А там, в другом лагере, рисовался образ кудрявого Блока, его классическое мертвое лицо, тяжелый подбородок, мутно-синий взор. Там Белый ″запускал в небеса ананасом″, вопил о наставшем преображении мира, весь дергался, приседал, подбегал, отбегал, бессмысленно-весело озирался по сторонам с какими-то странно вкрадчивыми ужимками, ярко, блаженно-радостно блестел глазами и сыпал новыми мыслями... <...>
В одном лагере рвали издания ″Знания″; были книги ″Знания″, в месяц, в два расходившиеся в ста тысячах экземпляров, как говорил Горький. А там тоже одна ударная книга сменяла другую, – Гамсун, Пшибышевский, Верхарн, ″Urbi et Orbi″, ″Будем как Солнце″, ″Кормчие звезды″, один журнал следовал за другим: за ″Весами″ – ″Перевал″, за ″Миром искусства″ – ″Аполлон″, ″Золотое руно″, – следовал триумф за триумфом Художественного театра, на сцене которого были то древние кремлевские палаты, то кабинет ″дяди Вани″, то Норвегия, то ″Дно″, то метерлинковский остров, на котором грудами лежали какие-то тела, глухо стонавшие ″Нам стра-ашно!″ – то тульская изба из ″Власти тьмы″, вся загроможденная телегами, дугами, колесами, хомутами, вожжами, корытами и мисками, то самые настоящие римские улицы с настоящим голоногим плебсом. Потом начались триумфы ″Шиповника″. Ему и Художественному театру суждено было много способствовать объединению этих двух лагерей. ″Шиповник″ стал печатать Серафимовича, ″Знание″ – Бальмонта, Верхарна. Художественный театр соединил Ибсена с Гамсуном, царя Федора с ″Дном″, ″Чайку″ с ″Детьми солнца″. Много способствовал этому объединению и конец девятьсот пятого года, когда в газете ″Борьба″ появился рядом с Горький Брюсов, рядом с Лениным Бальмонт…" (Бунин. т. 9. С. 297).

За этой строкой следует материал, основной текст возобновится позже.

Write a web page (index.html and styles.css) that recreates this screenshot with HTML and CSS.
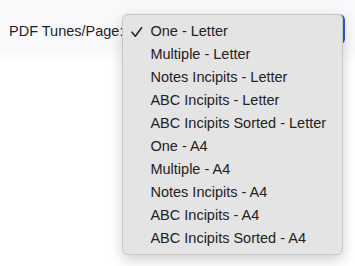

Действительно, события 1905 г. вовлекли в революционный водоворот многих людей, в принципе от революции далеких. Помимо упомянутой Буниным газеты "Борьба" – первой легальной большевистское газеты, издававшейся в 1905 г., но просуществовавшей очень недолго, полем сотрудничества людей разных мнений стала газета "Новая жизнь", официальным издателем которой был поэт-декадент Николай Максимович Минский (наст. фам. Виленкин) (1855 – 1937). В газете сотрудничали с одной стороны Ленин, Луначарский, Горький, с другой – сам Минский, Бальмонт, Тэффи и др. Впрочем, как вспоминал впоследствии Луначарский, сотрудничество продолжалось недолго, поскольку "впрячь в одну телегу нашего марксистского коня с полудекадентской трепетной ланью оказалось никак не можно".
Писательница Надежда Александровна Тэффи (наст. фам. Лохвицкая, сестра поэтессы М. Лохвицкой) (1872 – 1952), по стечению обстоятельств сотрудничавшая в 1905 г. с большевиками, так вспоминала это время: "Россия вдруг сразу полевела. Студенты волновались, рабочие бастовали, даже старые генералы брюзжали на скверные порядки и резко отзывались о личности государя. Иногда общественная левизна принимала прямо анекдотический характер: саратовский полицмейстер, вместе с революционером Топуридзе, женившимся на миллионерше, начал издавать легальную марксистскую газету. Согласитесь, что дальше идти уже было некуда. Петербургская интеллигенция переживала новые настроения сладостно и остро. В театре поставили ″Зеленого попугая″, пьесу из времен французской революции, до тех пор запрещенную; публицисты писали статьи и сатиры, расшатывающие строй; поэты сочиняли революционные стихи; актеры декламировали эти стихи с эстрады под восторженные аплодисменты публики. Университет и Технологический институт были временно закрыты, и в их помещении устраивались митинги, в которые очень легко и просто проникали буржуазные городские обыватели, вдохновлялись, тогда еще новыми, криками ″правильно″ и ″долой″ и несли к друзьям и в родные семьи плохо осознанные и плохо высказанные идеи. В продаже появились новые иллюстрированные журналы. ″Пулемет″ Шебуева и еще какие-то. Помню, на обложке одного из них красовался отпечаток окровавленной ладони. Они вытеснили благочестивую ″Ниву″ и раскупались совершенно неожиданной публикой". (Тэффи. 45 лет. – см. на сайте www.teffi.ru, тж в изд.: Тэффи Н.А. Проза. Стихи. Пьесы. Воспоминания. Статьи. Спб. 1999).